▶ **PROBLEM STATEMENT**
For each line below that contains the string "index", copy that line.

START DATASET EXTRACT

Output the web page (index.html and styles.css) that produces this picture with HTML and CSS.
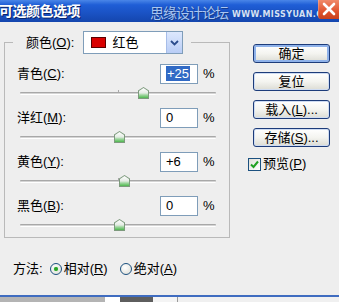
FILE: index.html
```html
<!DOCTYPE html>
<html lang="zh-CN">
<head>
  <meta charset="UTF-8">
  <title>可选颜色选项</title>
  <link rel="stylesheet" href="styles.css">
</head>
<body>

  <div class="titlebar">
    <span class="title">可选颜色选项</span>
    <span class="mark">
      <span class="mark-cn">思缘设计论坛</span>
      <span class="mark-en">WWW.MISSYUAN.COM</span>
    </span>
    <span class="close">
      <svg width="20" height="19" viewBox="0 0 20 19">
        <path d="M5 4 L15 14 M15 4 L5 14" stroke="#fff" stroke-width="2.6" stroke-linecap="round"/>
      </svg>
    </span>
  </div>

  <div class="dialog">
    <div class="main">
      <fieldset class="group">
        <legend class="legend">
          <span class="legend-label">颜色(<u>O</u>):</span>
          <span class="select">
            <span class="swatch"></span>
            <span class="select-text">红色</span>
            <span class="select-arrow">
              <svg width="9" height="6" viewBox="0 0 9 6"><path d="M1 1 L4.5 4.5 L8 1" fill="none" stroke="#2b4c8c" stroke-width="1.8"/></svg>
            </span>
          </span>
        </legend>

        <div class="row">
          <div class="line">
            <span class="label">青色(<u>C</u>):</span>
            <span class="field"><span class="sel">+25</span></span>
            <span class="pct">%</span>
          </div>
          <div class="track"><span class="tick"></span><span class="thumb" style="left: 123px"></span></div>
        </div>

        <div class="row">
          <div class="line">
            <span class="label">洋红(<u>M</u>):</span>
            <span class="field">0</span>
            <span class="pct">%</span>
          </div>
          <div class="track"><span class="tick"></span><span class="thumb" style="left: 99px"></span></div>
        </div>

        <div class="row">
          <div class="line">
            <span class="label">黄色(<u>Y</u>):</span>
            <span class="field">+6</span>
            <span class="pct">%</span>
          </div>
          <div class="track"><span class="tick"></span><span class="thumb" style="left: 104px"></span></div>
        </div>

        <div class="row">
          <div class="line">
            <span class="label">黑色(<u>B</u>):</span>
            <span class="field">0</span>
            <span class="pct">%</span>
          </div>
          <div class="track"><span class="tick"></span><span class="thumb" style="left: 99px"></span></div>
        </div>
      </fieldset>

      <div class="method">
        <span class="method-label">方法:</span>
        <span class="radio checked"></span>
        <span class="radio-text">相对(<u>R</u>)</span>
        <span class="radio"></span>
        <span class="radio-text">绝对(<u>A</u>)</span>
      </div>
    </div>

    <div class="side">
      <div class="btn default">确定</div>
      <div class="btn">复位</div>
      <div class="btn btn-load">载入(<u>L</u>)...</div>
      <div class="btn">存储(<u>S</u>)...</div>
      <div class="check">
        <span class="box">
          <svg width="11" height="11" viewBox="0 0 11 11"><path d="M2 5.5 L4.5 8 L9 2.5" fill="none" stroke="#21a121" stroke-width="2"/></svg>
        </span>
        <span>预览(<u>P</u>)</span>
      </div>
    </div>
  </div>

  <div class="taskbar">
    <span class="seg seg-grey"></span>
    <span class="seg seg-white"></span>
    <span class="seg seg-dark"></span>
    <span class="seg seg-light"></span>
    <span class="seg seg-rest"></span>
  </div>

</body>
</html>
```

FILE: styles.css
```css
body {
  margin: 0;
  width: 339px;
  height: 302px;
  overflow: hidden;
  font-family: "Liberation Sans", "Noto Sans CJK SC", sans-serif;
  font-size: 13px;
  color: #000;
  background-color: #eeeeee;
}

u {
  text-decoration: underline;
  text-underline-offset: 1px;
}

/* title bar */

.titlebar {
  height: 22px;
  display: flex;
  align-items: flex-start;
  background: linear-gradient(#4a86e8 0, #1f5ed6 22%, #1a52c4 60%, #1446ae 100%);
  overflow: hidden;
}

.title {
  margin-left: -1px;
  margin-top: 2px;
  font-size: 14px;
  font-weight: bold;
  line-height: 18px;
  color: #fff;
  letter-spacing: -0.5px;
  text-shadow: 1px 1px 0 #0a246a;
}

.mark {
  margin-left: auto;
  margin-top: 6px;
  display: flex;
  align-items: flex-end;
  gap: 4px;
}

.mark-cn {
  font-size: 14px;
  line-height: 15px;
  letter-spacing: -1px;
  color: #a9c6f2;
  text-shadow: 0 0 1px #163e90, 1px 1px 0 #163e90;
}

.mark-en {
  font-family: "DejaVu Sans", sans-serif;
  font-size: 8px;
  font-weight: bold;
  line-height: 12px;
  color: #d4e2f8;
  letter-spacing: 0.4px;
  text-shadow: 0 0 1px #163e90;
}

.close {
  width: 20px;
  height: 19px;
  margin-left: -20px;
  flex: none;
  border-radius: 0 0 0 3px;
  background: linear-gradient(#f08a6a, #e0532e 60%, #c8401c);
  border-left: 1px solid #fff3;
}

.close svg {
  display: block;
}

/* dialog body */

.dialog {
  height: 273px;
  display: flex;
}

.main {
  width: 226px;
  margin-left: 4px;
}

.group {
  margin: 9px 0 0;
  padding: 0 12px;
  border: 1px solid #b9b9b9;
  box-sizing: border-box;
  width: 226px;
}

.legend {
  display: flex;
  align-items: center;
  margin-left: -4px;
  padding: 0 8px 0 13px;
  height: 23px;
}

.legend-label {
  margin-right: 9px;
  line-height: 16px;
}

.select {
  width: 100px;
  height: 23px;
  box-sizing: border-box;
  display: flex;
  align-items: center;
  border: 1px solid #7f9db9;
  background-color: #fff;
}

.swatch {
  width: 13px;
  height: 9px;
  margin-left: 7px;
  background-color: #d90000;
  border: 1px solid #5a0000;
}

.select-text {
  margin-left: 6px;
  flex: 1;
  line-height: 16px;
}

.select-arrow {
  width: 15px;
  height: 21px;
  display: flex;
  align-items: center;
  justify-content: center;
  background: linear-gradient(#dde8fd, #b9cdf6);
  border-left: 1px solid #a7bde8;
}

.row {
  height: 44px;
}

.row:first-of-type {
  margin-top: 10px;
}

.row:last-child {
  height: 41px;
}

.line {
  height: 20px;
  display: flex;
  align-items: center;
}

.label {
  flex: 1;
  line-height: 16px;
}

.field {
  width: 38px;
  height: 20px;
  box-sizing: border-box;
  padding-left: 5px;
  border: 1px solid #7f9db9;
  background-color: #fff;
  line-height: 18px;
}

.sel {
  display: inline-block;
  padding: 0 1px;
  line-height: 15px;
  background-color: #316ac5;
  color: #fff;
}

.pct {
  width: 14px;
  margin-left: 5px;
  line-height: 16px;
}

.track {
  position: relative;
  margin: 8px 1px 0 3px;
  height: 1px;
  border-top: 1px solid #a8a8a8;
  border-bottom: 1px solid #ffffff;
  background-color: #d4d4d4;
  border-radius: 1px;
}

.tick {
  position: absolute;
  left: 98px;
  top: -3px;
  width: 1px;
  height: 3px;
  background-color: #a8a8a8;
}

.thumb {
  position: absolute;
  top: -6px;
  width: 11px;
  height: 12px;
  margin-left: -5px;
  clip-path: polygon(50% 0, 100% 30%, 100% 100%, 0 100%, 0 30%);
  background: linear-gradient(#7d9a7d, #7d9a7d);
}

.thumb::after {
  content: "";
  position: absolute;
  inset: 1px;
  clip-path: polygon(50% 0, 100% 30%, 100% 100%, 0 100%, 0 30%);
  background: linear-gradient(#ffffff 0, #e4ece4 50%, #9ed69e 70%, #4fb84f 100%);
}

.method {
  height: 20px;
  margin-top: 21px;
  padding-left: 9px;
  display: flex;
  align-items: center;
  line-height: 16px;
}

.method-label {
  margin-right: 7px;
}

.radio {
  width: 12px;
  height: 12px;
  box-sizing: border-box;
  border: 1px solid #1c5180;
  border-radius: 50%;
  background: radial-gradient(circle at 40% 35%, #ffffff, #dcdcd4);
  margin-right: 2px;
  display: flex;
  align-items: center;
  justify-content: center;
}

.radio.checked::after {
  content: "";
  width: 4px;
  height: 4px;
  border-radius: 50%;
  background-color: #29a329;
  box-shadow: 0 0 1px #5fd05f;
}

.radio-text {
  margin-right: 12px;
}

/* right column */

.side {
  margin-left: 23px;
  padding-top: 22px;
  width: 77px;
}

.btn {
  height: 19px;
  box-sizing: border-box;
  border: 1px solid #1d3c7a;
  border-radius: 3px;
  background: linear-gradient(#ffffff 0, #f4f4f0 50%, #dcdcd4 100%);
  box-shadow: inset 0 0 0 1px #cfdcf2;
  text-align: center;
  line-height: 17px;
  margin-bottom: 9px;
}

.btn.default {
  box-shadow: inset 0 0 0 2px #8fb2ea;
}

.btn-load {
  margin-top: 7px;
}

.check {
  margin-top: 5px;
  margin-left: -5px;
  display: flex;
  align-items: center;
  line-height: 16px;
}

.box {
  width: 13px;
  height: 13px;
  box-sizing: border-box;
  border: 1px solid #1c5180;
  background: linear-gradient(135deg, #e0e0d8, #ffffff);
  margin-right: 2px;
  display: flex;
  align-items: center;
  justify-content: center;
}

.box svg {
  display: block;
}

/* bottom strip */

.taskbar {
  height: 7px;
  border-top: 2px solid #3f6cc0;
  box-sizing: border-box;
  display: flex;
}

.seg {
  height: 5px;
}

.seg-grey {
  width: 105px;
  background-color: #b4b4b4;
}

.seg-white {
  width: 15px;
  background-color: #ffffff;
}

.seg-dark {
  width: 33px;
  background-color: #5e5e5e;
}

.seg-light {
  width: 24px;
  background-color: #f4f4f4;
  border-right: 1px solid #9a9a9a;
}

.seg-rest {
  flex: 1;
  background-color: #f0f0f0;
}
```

END DATASET EXTRACT

▶ **FINISHED TASK**
Output the web page (index.html and styles.css) that produces this picture with HTML and CSS.
FILE: index.html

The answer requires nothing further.